Hutchison died 25 years ago this month, warmly remembered by a knot of his former colleagues and acolytes.

In reporting days from Ottawa, Hutchison typed with such blinding speed and clean copy that he awed a young Pierre Berton. As Sun editorial director he was a rare visitor from his glorious Victoria garden, daily phoning fortunate editorial page editors including West Vancouver’s Frank Rutter. A warm note from Hutch was cherished, like great publisher Stuart Keate’s “blue darts” – leaders who knew the morale value of praising their writers.

The major keeper of the Hutchison flame and close friend, almost a journalistic son, is Vaughn Palmer, the paper’s indispensable read on B.C. politics.
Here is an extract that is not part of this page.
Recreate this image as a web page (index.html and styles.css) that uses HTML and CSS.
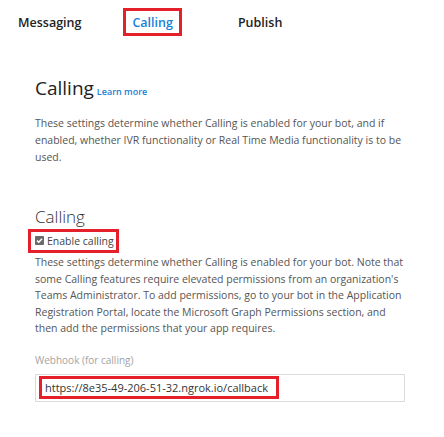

Oxford University Press has reissued five Hutchison books – an extraordinary testament to writing going back to 1942’s lyrical The Unknown Country, which he offhandedly told me he wrote in six weeks – with introductions by Vaughn.

A grand footnote to our history in an email Vaughn recently sent me: Hutchison “would be delighted, I think, that the young man he helped put through college by retaining him to chop wood and do other chores is now premier of B.C.”